Gather all lines containing the string "that" and copy them out.
--- Begin RECORDED INFORMATION ---
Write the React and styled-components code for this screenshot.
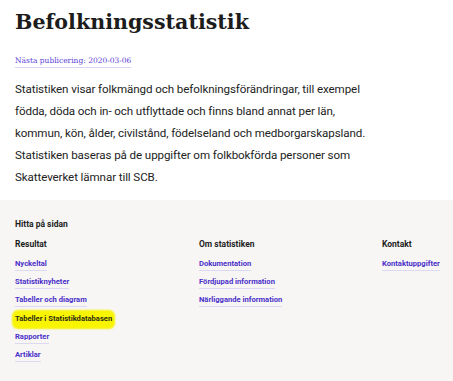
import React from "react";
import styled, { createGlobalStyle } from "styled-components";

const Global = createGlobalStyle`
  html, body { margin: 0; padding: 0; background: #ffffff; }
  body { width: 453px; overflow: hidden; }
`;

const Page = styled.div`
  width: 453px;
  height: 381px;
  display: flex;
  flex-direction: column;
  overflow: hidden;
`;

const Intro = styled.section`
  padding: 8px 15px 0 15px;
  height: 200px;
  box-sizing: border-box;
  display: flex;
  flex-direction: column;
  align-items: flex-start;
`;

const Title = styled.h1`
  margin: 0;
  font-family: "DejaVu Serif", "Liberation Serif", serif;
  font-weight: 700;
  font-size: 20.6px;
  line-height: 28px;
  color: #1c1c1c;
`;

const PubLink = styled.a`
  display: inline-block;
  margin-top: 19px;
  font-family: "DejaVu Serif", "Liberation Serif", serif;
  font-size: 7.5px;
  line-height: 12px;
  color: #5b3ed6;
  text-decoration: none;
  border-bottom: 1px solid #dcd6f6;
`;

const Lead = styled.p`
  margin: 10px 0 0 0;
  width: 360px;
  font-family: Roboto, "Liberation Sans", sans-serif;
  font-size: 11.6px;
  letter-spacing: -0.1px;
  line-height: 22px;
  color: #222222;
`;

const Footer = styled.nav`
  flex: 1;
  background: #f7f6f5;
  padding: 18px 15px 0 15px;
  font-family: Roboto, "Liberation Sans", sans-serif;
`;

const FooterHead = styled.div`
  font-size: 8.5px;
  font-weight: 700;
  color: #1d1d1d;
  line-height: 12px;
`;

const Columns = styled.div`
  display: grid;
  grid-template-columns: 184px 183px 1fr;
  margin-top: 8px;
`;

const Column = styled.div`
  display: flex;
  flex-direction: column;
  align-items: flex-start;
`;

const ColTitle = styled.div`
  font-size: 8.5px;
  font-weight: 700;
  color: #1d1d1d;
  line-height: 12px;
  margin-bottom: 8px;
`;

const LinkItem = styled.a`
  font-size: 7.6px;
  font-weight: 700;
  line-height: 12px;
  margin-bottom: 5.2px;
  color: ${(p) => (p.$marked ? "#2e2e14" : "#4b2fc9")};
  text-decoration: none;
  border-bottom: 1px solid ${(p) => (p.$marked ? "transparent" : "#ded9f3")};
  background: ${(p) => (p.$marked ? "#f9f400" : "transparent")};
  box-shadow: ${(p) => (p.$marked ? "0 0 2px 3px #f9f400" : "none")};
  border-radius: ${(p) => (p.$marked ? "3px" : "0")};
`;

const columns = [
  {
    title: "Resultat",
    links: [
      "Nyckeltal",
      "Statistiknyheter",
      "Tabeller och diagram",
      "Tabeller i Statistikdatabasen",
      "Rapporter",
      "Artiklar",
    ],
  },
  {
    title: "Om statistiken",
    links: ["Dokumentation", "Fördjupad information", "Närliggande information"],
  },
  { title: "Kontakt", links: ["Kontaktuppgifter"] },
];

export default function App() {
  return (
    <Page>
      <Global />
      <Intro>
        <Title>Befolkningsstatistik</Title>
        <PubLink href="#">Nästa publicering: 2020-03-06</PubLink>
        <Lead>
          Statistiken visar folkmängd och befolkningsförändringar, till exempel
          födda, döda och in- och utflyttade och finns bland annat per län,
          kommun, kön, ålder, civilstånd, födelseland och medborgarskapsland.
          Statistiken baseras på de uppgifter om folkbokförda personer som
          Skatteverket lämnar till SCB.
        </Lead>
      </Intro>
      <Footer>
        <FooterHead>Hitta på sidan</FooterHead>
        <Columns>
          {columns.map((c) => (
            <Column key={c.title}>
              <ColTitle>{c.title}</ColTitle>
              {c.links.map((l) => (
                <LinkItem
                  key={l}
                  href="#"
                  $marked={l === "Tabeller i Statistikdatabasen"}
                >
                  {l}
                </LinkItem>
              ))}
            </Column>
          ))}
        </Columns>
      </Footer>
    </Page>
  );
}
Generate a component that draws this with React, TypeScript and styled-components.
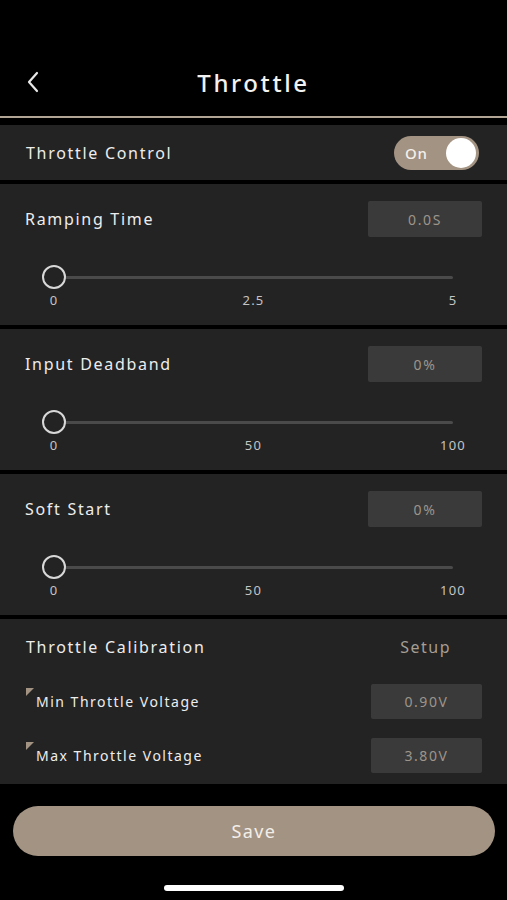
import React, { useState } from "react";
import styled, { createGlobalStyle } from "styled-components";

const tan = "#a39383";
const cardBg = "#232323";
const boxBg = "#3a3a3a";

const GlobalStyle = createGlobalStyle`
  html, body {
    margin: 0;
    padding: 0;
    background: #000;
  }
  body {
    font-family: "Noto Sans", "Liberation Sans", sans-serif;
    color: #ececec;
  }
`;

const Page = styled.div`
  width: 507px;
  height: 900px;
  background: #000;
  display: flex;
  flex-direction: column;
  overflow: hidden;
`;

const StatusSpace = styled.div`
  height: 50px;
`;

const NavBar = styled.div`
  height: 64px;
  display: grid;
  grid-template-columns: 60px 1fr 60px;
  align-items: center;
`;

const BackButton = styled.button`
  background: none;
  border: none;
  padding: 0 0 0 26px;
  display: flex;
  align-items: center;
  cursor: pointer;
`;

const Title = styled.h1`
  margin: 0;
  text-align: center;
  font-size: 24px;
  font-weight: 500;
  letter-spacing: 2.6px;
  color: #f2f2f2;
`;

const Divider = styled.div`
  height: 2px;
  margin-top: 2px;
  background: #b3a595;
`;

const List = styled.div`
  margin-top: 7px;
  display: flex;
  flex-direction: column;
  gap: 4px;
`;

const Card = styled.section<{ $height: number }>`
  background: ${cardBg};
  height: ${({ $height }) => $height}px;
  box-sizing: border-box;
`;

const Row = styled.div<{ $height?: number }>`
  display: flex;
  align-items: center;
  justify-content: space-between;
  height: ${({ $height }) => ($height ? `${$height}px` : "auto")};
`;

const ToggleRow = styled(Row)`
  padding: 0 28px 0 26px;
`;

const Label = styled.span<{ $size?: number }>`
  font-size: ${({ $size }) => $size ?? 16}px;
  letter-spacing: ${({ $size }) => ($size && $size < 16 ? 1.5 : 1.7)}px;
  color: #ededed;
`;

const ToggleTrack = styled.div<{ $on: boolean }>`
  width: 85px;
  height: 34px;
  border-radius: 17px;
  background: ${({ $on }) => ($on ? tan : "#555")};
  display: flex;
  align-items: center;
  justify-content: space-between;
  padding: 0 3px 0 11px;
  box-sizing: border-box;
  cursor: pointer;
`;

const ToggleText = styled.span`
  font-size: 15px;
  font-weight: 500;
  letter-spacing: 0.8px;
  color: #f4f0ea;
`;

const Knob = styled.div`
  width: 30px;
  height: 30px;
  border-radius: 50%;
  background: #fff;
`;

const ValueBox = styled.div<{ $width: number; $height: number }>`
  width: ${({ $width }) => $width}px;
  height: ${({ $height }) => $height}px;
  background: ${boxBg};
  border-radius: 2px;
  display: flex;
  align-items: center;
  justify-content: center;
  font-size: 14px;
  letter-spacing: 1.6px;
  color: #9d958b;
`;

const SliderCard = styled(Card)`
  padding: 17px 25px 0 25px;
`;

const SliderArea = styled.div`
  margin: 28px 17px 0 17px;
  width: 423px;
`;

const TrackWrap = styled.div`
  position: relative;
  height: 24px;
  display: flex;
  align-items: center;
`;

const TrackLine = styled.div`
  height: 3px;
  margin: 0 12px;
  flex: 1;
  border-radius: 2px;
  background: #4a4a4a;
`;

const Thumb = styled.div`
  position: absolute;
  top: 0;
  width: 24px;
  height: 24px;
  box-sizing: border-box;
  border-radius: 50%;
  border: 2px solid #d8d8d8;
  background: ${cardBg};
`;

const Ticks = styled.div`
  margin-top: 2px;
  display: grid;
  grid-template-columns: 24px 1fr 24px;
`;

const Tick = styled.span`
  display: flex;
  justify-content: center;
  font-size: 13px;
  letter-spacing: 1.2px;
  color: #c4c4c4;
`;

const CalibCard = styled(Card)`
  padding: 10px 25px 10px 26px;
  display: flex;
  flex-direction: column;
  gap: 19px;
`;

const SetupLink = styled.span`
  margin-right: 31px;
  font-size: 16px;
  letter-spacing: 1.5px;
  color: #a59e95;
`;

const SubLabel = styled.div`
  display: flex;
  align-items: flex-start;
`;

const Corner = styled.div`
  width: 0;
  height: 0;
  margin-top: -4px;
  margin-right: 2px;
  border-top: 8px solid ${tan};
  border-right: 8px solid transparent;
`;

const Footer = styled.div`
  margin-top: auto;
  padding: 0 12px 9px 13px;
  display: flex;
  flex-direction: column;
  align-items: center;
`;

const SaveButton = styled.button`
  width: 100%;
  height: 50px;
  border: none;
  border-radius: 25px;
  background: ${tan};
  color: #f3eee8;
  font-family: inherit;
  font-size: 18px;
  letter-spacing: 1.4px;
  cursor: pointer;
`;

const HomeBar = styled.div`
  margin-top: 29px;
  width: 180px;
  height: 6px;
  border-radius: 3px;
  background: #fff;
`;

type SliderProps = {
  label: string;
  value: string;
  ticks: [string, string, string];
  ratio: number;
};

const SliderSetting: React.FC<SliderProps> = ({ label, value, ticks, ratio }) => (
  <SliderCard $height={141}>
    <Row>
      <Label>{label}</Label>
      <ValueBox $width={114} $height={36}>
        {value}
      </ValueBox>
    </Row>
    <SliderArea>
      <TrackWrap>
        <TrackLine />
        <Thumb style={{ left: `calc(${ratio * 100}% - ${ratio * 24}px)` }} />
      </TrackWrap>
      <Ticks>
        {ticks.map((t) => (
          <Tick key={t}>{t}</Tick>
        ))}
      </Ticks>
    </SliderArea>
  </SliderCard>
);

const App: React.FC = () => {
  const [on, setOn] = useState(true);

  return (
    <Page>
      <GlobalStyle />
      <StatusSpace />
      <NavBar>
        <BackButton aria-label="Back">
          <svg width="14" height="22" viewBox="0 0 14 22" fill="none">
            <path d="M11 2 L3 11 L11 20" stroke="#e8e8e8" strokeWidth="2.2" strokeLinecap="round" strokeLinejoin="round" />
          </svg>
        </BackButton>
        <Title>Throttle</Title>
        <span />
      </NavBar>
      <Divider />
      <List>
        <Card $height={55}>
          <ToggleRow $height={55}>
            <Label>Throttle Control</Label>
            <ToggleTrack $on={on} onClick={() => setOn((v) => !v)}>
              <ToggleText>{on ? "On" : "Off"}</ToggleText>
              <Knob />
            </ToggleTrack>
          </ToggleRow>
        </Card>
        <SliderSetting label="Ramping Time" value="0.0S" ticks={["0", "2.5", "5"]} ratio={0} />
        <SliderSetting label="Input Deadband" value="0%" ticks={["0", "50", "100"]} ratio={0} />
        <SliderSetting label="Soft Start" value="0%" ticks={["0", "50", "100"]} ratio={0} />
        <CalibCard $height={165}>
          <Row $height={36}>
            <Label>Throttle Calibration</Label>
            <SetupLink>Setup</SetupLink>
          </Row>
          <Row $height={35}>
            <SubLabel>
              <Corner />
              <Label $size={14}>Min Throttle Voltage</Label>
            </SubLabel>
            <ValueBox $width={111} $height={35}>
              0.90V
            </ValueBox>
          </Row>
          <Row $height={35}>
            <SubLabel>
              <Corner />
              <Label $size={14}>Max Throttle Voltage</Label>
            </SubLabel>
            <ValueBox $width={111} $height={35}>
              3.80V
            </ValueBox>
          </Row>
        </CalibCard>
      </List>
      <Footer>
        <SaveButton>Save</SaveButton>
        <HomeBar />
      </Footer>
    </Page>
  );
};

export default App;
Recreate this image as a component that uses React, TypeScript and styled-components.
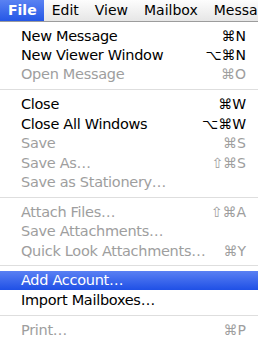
--- End RECORDED INFORMATION ---
■ RESPONSE TO THE EXERCISE ■
Generate a component that draws this with React, TypeScript and styled-components.
Recreate this image as a component that uses React, TypeScript and styled-components.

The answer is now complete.